Thanks for the info...
lets see i have brass and reloading equipment already. so, it costs $22.00 for 1000 primers and $104 for 8 lbs of unique powder. the powder is aprox $13 / pound. i use 8 grains of unique for my .45 colt. so that pound will give me 875 loads. i get my wheel weights for free but it cost me $20 to fill the propane tank to smelt them down and cast about 200 pounds worth of bullets (about 4-5000 bullets). there is still at least enough propane to do another 100 pounds of wheelweights.

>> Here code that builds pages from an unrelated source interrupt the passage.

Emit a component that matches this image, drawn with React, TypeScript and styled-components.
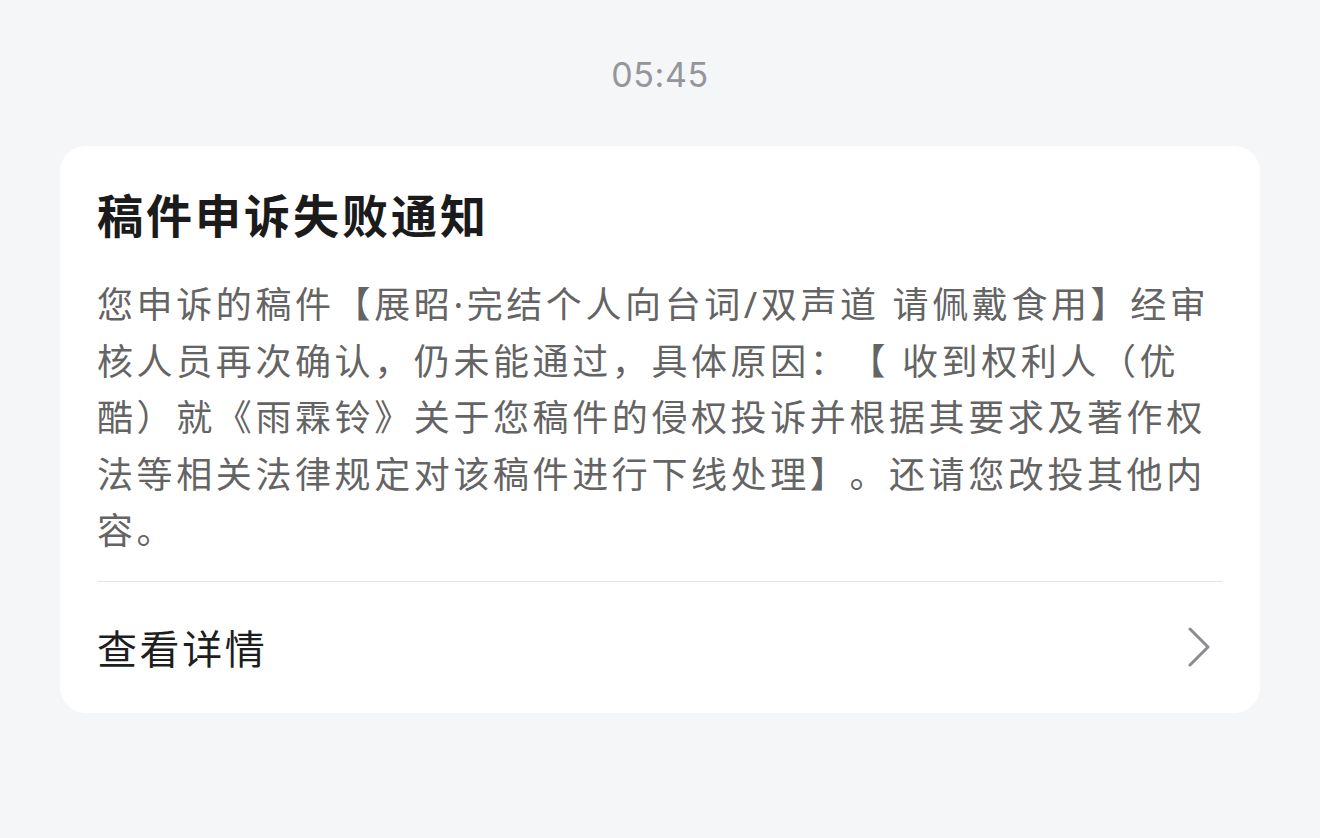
import React from "react";
import styled, { createGlobalStyle } from "styled-components";

const GlobalStyle = createGlobalStyle`
  html, body {
    margin: 0;
    padding: 0;
    background: #f5f6f8;
  }
  body {
    font-family: "Noto Sans", "Noto Sans CJK SC", sans-serif;
    text-spacing-trim: space-all;
  }
`;

const Page = styled.div`
  width: 1320px;
  height: 838px;
  box-sizing: border-box;
  padding: 0 60px;
  display: flex;
  flex-direction: column;
  align-items: stretch;
  background: #f5f6f8;
`;

const Time = styled.div`
  height: 146px;
  box-sizing: border-box;
  padding-top: 52px;
  text-align: center;
  font-family: Inter, "Noto Sans", sans-serif;
  font-size: 34px;
  line-height: 46px;
  color: #95959a;
  letter-spacing: 0.6px;
`;

const Card = styled.div`
  background: #ffffff;
  border-radius: 26px;
  padding: 37px 37px 0;
  display: flex;
  flex-direction: column;
`;

const Title = styled.h1`
  margin: 0;
  font-family: "Noto Sans CJK SC", sans-serif;
  font-size: 46px;
  line-height: 60px;
  font-weight: 700;
  letter-spacing: 3px;
  color: #1b1b1b;
`;

const Body = styled.p`
  margin: 34px 0 0;
  font-size: 36px;
  line-height: 56.5px;
  letter-spacing: 3.6px;
  color: #646464;
  text-spacing-trim: space-all;
`;

const Divider = styled.div`
  height: 1px;
  background: #e4e4e6;
  margin-top: 21px;
`;

const DetailRow = styled.div`
  height: 131px;
  display: flex;
  align-items: center;
  justify-content: space-between;
`;

const DetailText = styled.span`
  font-family: "Noto Sans CJK SC", sans-serif;
  font-size: 40px;
  letter-spacing: 2.6px;
  color: #1e1e1e;
`;

const Chevron = styled.svg`
  width: 24px;
  height: 40px;
  margin-right: 12px;
`;

export default function App() {
  return (
    <>
      <GlobalStyle />
      <Page>
        <Time>05:45</Time>
        <Card>
          <Title>稿件申诉失败通知</Title>
          <Body>
            您申诉的稿件【展昭·完结个人向台词/双声道 请佩戴食用】经审核人员再次确认，仍未能通过，具体原因：【 收到权利人（优酷）就《雨霖铃》关于您稿件的侵权投诉并根据其要求及著作权法等相关法律规定对该稿件进行下线处理】。还请您改投其他内容。
          </Body>
          <Divider />
          <DetailRow>
            <DetailText>查看详情</DetailText>
            <Chevron viewBox="0 0 24 40" fill="none">
              <path
                d="M3 2 L21 20 L3 38"
                stroke="#8c8c90"
                strokeWidth="3"
                strokeLinecap="round"
                strokeLinejoin="round"
              />
            </Chevron>
          </DetailRow>
        </Card>
      </Page>
    </>
  );
}
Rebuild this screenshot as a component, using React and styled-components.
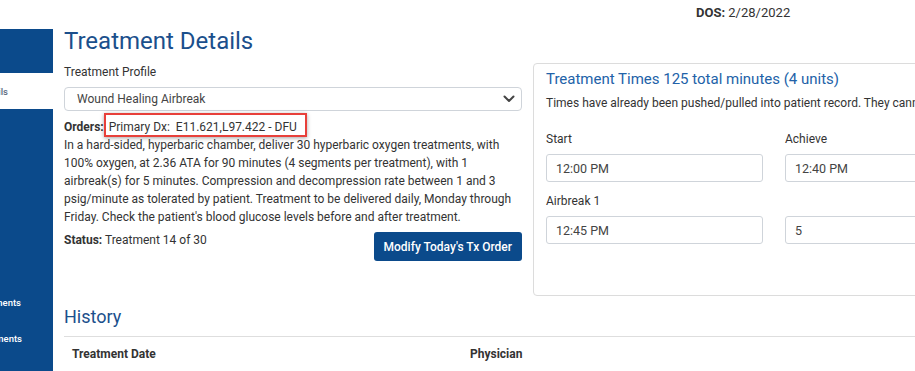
import React from "react";
import styled, { createGlobalStyle } from "styled-components";

const GlobalStyle = createGlobalStyle`
  html, body { margin: 0; padding: 0; background: #fff; }
  body {
    font-family: Roboto, "Liberation Sans", Arial, sans-serif;
    color: #333;
    overflow: hidden;
  }
  * { box-sizing: border-box; }
`;

const Page = styled.div`
  width: 915px;
  height: 371px;
  overflow: hidden;
  display: flex;
  flex-direction: column;
`;

const TopBar = styled.header`
  flex: none;
  height: 25px;
  display: flex;
  justify-content: flex-end;
  padding-top: 4px;
  font-size: 13px;
  line-height: 18px;
  color: #333;
`;

const DosBlock = styled.div`
  width: 219px;
  b { font-weight: 700; }
`;

const Body = styled.div`
  flex: 1;
  display: flex;
  min-height: 0;
`;

const Sidebar = styled.nav`
  flex: none;
  width: 53px;
  margin-top: 4px;
  background: #0b4a8b;
  display: flex;
  flex-direction: column;
  overflow: hidden;
`;

const NavLink = styled.div`
  height: ${(p) => p.$h}px;
  display: flex;
  align-items: center;
  justify-content: flex-end;
  padding-right: ${(p) => p.$pr}px;
  white-space: nowrap;
  overflow: hidden;
  font-size: 9.5px;
  font-weight: 500;
  background: ${(p) => (p.$active ? "#fff" : "transparent")};
  color: ${(p) => (p.$active ? "#5b6b80" : "#fff")};
`;

const NavSpacer = styled.div`
  height: ${(p) => p.$h}px;
`;

const Main = styled.main`
  flex: 1;
  min-width: 0;
  padding-left: 11px;
  overflow: hidden;
`;

const PageTitle = styled.h1`
  margin: 0;
  font-size: 24px;
  font-weight: 400;
  line-height: 32px;
  color: #1b4f8c;
`;

const Columns = styled.div`
  display: flex;
  gap: 11px;
  margin-top: 6px;
  align-items: flex-start;
`;

const LeftCol = styled.section`
  flex: none;
  width: 458px;
  display: flex;
  flex-direction: column;
`;

const FieldLabel = styled.div`
  font-size: 12px;
  line-height: 18px;
  color: #333;
`;

const FakeSelect = styled.div`
  margin-top: 6px;
  height: 24px;
  border: 1px solid #cfd4da;
  border-radius: 4px;
  display: flex;
  align-items: center;
  justify-content: space-between;
  padding: 0 6px 0 12px;
  font-size: 12px;
  color: #444;
`;

const Orders = styled.p`
  margin: 7px 0 0;
  font-size: 12px;
  line-height: 18px;
  color: #333;
  b { font-weight: 700; }
`;

const Highlight = styled.span`
  border: 2px solid #e8403a;
  padding: 5px 8px 1px 3px;
  box-shadow: 0 1px 4px rgba(0, 0, 0, 0.35);
  white-space: pre;
`;

const StatusRow = styled.div`
  margin-top: 5px;
  display: flex;
  justify-content: space-between;
  align-items: flex-start;
  font-size: 12px;
  line-height: 18px;
  b { font-weight: 700; }
`;

const PrimaryButton = styled.button`
  margin-top: 1px;
  height: 29px;
  padding: 0 10px;
  border: none;
  border-radius: 3px;
  background: #0b4a8b;
  color: #fff;
  font-family: Roboto, "Liberation Sans", Arial, sans-serif;
  font-size: 12px;
  font-weight: 500;
  cursor: pointer;
`;

const Card = styled.section`
  flex: none;
  width: 482px;
  height: 233px;
  border: 1px solid #dcdcdc;
  border-radius: 4px;
  padding: 5px 12px;
`;

const CardTitle = styled.h2`
  margin: 0;
  font-size: 15px;
  font-weight: 400;
  line-height: 20px;
  color: #2262a8;
  white-space: nowrap;
`;

const CardNote = styled.div`
  margin-top: 5px;
  font-size: 12px;
  line-height: 18px;
  color: #333;
  white-space: nowrap;
`;

const TimeGrid = styled.div`
  margin-top: 18px;
  display: grid;
  grid-template-columns: 217px 217px;
  column-gap: 22px;
  row-gap: 10px;
`;

const TimeField = styled.div`
  display: flex;
  flex-direction: column;
  gap: 6px;
`;

const TextInput = styled.input`
  height: 28px;
  width: 100%;
  border: 1px solid #cfd4da;
  border-radius: 3px;
  padding: 0 9px;
  font-family: Roboto, "Liberation Sans", Arial, sans-serif;
  font-size: 12.5px;
  color: #444;
  background: #fff;
  outline: none;
`;

const History = styled.section`
  margin-top: 9px;
`;

const HistoryTitle = styled.h2`
  margin: 0;
  font-size: 18px;
  font-weight: 400;
  line-height: 24px;
  color: #1b4f8c;
  padding-bottom: 7px;
  border-bottom: 1px solid #dedede;
`;

const TableHead = styled.div`
  display: grid;
  grid-template-columns: 398px 1fr;
`;

const HeadCell = styled.div`
  padding: 8px;
  font-size: 12px;
  line-height: 18px;
  font-weight: 700;
  color: #333;
`;

const Chevron = () => (
  <svg width="12" height="8" viewBox="0 0 12 8" aria-hidden="true">
    <path d="M1.5 1.5 L6 6 L10.5 1.5" fill="none" stroke="#444" strokeWidth="2" strokeLinecap="round" strokeLinejoin="round" />
  </svg>
);

const timeFields = [
  { label: "Start", value: "12:00 PM" },
  { label: "Achieve", value: "12:40 PM" },
  { label: "Airbreak 1", value: "12:45 PM" },
  { label: "\u00a0", value: "5" },
];

export default function App() {
  return (
    <Page>
      <GlobalStyle />
      <TopBar>
        <DosBlock>
          <b>DOS:</b> 2/28/2022
        </DosBlock>
      </TopBar>
      <Body>
        <Sidebar>
          <NavSpacer $h={44} />
          <NavLink $h={36} $pr={45} $active>Treatment Details</NavLink>
          <NavSpacer $h={175} />
          <NavLink $h={36} $pr={32}>Wound Assessments</NavLink>
          <NavLink $h={36} $pr={31}>Pain Assessments</NavLink>
        </Sidebar>
        <Main>
          <PageTitle>Treatment Details</PageTitle>
          <Columns>
            <LeftCol>
              <FieldLabel>Treatment Profile</FieldLabel>
              <FakeSelect>
                <span>Wound Healing Airbreak</span>
                <Chevron />
              </FakeSelect>
              <Orders>
                <b>Orders:</b>
                <Highlight>Primary Dx:  E11.621,L97.422 - DFU</Highlight>
                <br />
                In a hard-sided, hyperbaric chamber, deliver 30 hyperbaric oxygen treatments, with
                100% oxygen, at 2.36 ATA for 90 minutes (4 segments per treatment), with 1
                airbreak(s) for 5 minutes. Compression and decompression rate between 1 and 3
                psig/minute as tolerated by patient. Treatment to be delivered daily, Monday through
                Friday. Check the patient's blood glucose levels before and after treatment.
              </Orders>
              <StatusRow>
                <span>
                  <b>Status:</b> Treatment 14 of 30
                </span>
                <PrimaryButton type="button">Modify Today's Tx Order</PrimaryButton>
              </StatusRow>
            </LeftCol>
            <Card>
              <CardTitle>Treatment Times 125 total minutes (4 units)</CardTitle>
              <CardNote>
                Times have already been pushed/pulled into patient record. They cannot be changed here.
              </CardNote>
              <TimeGrid>
                {timeFields.map((f, i) => (
                  <TimeField key={i}>
                    <FieldLabel>{f.label}</FieldLabel>
                    <TextInput readOnly defaultValue={f.value} />
                  </TimeField>
                ))}
              </TimeGrid>
            </Card>
          </Columns>
          <History>
            <HistoryTitle>History</HistoryTitle>
            <TableHead>
              <HeadCell>Treatment Date</HeadCell>
              <HeadCell>Physician</HeadCell>
            </TableHead>
          </History>
        </Main>
      </Body>
    </Page>
  );
}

so i guess for less than $40 i can easily get 1000 loaded cast cartriges in 45 colt. if i had to buy these around here, it would cost $30 a box of 50 for the lead cowboy loads ($600/1000). to buy quality gold dot bullets midway has them for $16/100 count ($200/1000). i only shoot a few of those for hunting.


i have yet to lose or ruin a piece of 45 colt brass, i guess eventually the necks will split but i have some with 10 reloads on them already. so the case life seems good. but even if i had to buy them the cases are about $20/100.



other costs are;

a lee turret press is about $100,
$20 for a lee powder measure,
$20 for a lee scale,
$20 for lee dies.
the propane turkey fryer burner cost $40,
the lee moulds were $20 each or $30 for the 6 gang mould.
the pot was an old cast iron pot that i got for free.
the propane tank i borrow from my bbq,
i bought a rcbs lead pouring ladel from midway for $15,
i use an old muffin pan for ingot molds, compliments of the wife.

what do you think? will you save any money?